*TASK INSTRUCTIONS*. Restate verbatim the lines between the one holding "Recreate this image as a web" and the one holding "<team-report></team-report>", both included, and no others.

*DATA EXCERPTS*.
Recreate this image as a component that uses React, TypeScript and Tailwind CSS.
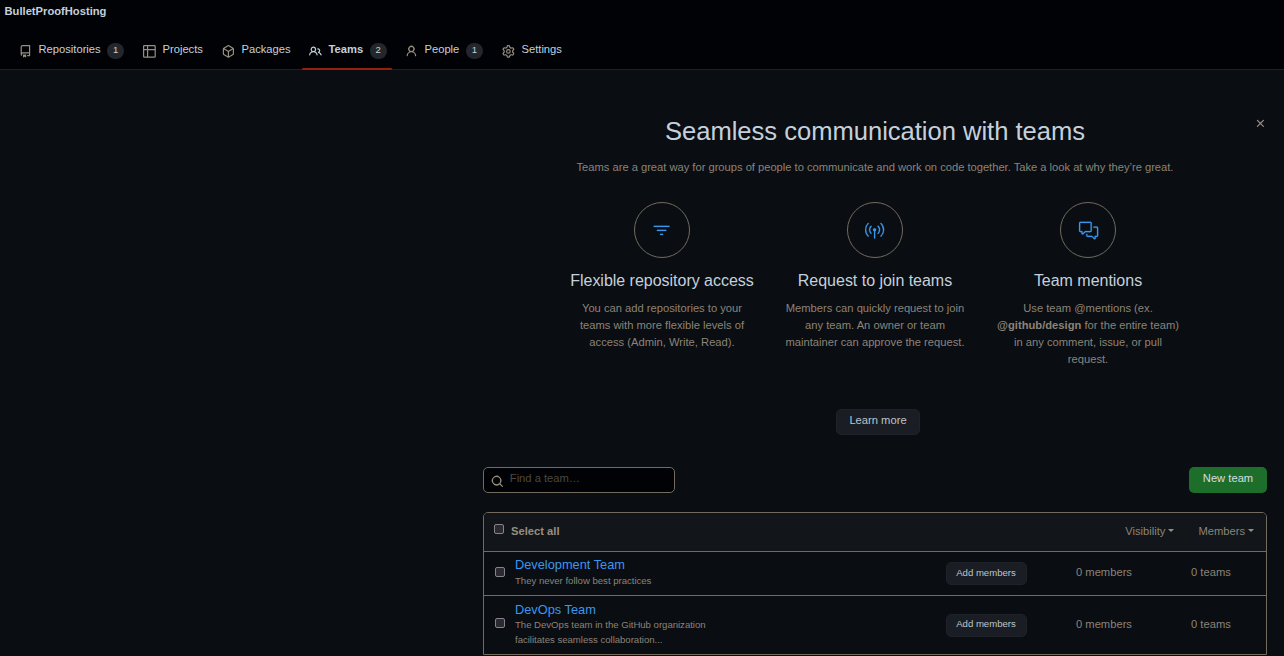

---

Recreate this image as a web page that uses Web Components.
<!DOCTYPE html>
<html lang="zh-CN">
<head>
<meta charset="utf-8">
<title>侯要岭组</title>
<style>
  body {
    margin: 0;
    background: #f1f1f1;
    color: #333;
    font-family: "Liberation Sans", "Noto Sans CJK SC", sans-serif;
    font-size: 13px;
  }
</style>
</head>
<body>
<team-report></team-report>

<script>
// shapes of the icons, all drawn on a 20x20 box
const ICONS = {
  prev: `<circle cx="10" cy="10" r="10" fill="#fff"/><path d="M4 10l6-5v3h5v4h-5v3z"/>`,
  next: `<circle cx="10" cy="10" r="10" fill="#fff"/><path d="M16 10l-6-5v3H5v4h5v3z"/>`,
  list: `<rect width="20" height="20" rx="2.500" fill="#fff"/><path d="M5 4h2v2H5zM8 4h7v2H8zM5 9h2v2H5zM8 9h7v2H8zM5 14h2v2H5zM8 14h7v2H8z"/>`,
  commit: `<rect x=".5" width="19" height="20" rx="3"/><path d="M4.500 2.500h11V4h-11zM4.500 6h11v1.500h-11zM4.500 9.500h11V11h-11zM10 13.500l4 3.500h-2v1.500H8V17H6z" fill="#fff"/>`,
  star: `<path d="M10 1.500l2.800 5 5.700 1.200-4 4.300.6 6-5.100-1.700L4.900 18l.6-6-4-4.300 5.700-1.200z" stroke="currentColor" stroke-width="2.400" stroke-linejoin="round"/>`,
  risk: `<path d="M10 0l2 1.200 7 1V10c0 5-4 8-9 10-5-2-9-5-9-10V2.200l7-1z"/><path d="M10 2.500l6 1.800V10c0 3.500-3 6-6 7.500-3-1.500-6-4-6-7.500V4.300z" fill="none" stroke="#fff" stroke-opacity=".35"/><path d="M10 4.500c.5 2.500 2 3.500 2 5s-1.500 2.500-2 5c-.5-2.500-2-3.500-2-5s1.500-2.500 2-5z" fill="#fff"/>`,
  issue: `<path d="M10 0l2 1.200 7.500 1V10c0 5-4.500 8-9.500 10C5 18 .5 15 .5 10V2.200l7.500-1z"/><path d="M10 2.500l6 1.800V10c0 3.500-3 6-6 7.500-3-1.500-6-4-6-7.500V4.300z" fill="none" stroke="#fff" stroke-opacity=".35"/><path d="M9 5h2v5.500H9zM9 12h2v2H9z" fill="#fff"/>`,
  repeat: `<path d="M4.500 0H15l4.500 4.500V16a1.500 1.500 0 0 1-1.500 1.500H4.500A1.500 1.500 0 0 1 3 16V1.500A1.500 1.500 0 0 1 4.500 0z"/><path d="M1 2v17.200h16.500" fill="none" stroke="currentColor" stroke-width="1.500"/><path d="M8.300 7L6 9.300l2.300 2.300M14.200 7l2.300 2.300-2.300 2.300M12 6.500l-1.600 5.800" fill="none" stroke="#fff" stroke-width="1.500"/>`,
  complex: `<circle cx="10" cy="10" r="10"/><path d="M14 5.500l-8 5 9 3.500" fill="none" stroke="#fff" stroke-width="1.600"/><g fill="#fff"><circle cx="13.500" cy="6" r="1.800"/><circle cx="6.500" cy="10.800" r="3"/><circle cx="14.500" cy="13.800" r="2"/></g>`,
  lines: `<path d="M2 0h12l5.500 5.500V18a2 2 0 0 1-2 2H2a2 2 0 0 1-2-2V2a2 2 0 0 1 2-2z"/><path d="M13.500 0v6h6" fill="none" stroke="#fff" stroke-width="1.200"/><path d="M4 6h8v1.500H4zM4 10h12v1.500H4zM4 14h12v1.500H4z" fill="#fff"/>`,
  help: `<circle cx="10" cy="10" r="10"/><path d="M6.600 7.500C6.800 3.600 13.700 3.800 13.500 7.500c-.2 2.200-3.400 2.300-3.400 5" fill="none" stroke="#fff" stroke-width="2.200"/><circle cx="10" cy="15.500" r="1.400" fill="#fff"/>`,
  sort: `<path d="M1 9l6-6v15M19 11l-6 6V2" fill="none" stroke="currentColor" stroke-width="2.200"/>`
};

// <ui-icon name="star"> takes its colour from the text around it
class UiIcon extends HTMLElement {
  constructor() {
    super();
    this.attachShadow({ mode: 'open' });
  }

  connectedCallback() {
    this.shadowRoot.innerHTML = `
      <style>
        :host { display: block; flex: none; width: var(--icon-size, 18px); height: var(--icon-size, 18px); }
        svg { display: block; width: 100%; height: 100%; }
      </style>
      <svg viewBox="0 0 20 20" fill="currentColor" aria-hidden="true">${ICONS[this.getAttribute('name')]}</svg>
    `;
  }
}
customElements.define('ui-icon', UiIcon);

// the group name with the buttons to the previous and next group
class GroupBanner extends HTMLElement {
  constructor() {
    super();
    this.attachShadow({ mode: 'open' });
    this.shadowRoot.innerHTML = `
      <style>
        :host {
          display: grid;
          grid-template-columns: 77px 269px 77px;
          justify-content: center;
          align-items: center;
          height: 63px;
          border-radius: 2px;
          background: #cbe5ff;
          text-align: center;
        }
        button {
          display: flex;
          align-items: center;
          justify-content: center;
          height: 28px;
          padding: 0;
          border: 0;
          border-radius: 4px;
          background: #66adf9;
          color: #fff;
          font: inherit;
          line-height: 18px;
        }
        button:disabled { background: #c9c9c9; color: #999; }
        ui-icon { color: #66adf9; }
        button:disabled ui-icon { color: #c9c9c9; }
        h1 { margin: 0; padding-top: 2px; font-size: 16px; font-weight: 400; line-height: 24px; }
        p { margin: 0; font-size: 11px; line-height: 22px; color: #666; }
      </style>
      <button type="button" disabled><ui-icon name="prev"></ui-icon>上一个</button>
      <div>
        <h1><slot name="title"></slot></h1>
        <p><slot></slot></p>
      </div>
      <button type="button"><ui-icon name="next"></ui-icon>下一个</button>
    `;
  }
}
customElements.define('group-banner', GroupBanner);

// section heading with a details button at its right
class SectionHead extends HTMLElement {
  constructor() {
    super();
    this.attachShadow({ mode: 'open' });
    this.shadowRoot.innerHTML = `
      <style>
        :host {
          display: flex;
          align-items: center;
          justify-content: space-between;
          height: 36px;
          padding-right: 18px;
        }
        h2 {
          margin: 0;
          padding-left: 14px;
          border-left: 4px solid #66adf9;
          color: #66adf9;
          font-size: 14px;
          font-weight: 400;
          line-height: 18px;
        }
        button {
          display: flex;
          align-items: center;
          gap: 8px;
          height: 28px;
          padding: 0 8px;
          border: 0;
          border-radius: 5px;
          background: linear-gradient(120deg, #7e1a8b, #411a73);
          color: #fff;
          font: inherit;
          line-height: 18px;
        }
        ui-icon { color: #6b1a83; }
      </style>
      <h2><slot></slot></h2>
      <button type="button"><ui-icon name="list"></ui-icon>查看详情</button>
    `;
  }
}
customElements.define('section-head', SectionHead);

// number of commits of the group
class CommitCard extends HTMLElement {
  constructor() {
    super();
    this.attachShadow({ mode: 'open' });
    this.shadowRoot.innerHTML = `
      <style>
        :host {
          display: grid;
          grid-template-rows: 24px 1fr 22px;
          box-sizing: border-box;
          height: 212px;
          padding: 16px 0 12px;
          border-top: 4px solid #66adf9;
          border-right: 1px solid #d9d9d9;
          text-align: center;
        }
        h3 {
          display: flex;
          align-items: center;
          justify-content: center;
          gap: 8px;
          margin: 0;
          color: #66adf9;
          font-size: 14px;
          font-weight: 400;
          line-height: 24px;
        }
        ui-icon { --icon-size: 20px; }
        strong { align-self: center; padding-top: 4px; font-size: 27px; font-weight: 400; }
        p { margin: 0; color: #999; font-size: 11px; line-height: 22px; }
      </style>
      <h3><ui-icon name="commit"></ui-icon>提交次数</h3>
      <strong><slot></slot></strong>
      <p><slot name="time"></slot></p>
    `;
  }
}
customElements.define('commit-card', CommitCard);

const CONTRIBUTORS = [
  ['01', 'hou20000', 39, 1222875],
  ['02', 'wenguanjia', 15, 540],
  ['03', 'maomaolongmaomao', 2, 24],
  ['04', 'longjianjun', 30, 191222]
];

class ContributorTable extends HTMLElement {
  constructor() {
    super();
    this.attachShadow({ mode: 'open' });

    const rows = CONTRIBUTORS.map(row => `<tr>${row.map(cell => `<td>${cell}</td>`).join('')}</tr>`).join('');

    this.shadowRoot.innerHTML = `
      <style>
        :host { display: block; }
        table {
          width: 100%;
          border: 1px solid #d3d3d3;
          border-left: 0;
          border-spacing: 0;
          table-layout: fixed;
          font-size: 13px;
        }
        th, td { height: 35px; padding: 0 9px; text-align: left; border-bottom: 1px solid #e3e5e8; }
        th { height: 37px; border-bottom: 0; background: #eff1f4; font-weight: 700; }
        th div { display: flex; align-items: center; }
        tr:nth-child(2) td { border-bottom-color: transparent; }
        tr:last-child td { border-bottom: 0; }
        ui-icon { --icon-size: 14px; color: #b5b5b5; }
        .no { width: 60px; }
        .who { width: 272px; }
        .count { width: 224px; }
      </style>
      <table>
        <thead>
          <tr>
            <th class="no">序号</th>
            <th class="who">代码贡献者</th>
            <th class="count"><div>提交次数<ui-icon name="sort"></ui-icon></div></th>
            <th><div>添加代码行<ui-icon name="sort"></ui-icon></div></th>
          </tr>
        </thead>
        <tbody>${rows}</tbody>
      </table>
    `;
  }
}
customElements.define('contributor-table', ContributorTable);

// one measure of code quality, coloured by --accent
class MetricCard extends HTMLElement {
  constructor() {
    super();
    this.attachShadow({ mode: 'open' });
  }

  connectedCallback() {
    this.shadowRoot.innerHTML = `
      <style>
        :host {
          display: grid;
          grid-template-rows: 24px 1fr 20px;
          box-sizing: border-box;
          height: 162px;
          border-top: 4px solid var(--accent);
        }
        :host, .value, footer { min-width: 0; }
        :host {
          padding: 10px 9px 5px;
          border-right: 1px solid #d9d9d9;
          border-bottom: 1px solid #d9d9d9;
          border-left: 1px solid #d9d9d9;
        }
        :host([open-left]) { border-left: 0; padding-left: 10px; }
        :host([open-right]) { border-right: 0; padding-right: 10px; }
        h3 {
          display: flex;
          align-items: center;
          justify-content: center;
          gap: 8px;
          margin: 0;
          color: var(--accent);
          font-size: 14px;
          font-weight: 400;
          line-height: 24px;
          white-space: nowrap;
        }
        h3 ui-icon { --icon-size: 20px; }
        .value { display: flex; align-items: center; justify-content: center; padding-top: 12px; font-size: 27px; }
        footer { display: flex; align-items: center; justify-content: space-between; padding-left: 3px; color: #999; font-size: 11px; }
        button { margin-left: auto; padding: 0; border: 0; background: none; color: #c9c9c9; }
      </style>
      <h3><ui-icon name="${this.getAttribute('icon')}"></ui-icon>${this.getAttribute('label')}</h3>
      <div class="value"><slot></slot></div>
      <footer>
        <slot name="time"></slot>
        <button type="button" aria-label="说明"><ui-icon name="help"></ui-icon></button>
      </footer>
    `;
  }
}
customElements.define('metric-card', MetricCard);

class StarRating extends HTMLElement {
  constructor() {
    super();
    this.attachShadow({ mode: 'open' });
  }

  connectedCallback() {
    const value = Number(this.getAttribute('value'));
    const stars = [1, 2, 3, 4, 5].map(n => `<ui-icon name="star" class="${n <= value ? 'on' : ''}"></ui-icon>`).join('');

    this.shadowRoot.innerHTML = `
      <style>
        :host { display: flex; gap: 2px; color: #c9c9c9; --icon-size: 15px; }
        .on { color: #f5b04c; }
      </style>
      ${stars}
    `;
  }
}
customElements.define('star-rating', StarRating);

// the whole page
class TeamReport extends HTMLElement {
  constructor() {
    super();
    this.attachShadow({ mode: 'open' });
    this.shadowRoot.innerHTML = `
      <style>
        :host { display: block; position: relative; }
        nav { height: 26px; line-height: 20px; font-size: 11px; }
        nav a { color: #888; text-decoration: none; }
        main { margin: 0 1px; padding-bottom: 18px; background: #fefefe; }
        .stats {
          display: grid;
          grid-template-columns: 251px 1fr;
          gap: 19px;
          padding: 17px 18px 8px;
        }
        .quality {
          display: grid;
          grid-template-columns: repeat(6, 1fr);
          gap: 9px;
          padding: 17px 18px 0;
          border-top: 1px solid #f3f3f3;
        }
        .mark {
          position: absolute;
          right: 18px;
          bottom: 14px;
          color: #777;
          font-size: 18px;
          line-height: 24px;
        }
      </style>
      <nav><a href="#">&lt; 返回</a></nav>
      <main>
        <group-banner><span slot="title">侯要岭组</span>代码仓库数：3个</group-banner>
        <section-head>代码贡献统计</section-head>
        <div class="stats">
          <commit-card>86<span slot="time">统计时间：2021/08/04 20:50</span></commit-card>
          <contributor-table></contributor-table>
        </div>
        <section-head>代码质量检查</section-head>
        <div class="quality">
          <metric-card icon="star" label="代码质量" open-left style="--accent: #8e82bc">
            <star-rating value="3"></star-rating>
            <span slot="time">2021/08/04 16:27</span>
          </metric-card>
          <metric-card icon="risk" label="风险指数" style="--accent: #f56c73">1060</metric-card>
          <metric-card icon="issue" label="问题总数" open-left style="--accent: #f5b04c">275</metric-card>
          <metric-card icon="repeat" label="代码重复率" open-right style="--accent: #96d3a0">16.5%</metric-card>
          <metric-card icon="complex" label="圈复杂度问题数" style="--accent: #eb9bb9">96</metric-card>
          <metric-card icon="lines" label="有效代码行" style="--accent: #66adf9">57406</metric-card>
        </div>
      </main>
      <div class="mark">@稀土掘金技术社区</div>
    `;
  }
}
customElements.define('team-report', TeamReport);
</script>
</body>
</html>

---

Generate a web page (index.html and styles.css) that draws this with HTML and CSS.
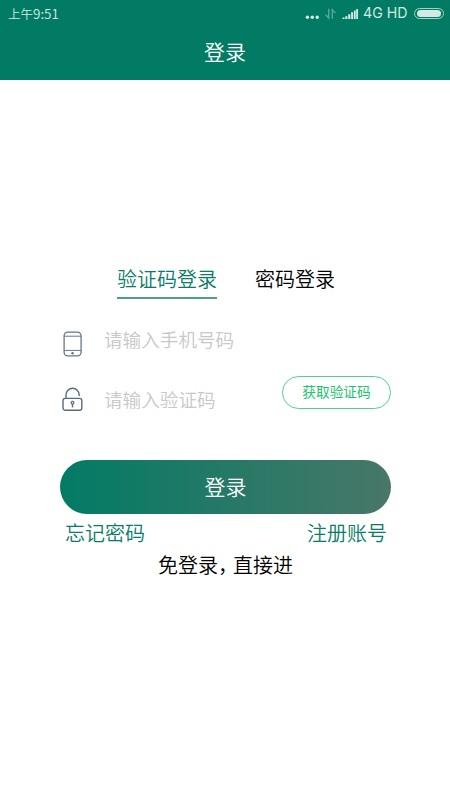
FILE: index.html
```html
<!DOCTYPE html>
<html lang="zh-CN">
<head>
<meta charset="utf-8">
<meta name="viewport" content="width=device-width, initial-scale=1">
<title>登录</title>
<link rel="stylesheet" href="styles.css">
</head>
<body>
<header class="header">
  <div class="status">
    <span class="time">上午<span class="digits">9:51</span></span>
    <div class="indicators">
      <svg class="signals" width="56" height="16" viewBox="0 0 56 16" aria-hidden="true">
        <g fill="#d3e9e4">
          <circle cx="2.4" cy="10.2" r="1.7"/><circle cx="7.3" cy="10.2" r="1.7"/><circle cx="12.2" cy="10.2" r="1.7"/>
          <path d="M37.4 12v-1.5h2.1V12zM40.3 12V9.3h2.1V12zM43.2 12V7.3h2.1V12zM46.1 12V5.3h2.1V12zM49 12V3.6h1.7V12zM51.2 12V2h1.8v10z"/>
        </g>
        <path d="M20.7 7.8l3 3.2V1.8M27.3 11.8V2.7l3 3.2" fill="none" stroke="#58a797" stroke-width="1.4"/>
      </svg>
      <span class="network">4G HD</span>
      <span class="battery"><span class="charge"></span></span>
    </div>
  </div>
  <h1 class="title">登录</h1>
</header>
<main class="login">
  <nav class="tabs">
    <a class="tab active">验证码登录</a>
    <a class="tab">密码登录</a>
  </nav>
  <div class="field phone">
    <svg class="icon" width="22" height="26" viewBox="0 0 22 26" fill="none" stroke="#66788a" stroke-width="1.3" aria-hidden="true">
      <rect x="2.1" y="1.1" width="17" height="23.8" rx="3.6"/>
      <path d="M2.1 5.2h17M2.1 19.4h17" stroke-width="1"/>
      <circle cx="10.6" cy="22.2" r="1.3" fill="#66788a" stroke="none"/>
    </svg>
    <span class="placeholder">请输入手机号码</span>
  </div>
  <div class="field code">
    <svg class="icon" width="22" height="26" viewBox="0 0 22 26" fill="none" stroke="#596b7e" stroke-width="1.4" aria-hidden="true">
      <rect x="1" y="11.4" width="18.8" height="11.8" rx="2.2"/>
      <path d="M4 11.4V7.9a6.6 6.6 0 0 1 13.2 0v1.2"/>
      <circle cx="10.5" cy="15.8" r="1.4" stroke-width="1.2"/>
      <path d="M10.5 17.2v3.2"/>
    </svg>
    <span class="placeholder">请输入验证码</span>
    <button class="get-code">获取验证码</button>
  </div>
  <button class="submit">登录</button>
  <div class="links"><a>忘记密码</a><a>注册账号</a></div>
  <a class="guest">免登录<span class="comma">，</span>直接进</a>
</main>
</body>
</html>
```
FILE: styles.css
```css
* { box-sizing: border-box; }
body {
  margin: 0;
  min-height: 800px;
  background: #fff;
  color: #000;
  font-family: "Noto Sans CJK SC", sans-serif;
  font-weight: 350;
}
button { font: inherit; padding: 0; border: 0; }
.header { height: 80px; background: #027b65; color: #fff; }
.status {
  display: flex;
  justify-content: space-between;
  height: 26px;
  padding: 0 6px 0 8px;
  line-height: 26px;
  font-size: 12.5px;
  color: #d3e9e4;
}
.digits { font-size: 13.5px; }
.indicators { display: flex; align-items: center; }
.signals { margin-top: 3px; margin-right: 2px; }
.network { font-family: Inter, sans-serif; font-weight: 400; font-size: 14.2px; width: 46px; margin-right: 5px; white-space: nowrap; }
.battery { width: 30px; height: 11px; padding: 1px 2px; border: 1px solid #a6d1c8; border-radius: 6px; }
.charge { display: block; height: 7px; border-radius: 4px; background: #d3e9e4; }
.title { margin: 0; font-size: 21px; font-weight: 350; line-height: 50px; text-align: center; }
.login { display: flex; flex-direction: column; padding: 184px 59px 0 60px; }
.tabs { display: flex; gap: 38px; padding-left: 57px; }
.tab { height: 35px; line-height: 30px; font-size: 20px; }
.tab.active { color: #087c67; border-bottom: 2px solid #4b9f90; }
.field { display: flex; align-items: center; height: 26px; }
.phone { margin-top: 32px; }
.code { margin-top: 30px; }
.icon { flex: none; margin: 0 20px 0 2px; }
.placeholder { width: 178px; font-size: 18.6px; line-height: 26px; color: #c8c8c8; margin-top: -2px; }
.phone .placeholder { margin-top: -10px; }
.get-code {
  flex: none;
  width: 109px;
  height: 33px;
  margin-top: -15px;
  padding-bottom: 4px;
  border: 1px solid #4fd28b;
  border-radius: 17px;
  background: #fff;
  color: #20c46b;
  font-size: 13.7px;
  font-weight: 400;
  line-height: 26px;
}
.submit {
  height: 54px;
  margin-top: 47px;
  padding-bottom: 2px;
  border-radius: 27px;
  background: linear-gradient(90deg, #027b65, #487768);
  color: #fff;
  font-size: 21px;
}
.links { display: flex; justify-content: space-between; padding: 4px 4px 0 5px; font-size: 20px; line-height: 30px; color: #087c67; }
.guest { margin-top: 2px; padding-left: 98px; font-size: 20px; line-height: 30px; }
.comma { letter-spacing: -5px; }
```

*FULL RESPONSE*.
Recreate this image as a web page that uses Web Components.
<!DOCTYPE html>
<html lang="zh-CN">
<head>
<meta charset="utf-8">
<title>侯要岭组</title>
<style>
  body {
    margin: 0;
    background: #f1f1f1;
    color: #333;
    font-family: "Liberation Sans", "Noto Sans CJK SC", sans-serif;
    font-size: 13px;
  }
</style>
</head>
<body>
<team-report></team-report>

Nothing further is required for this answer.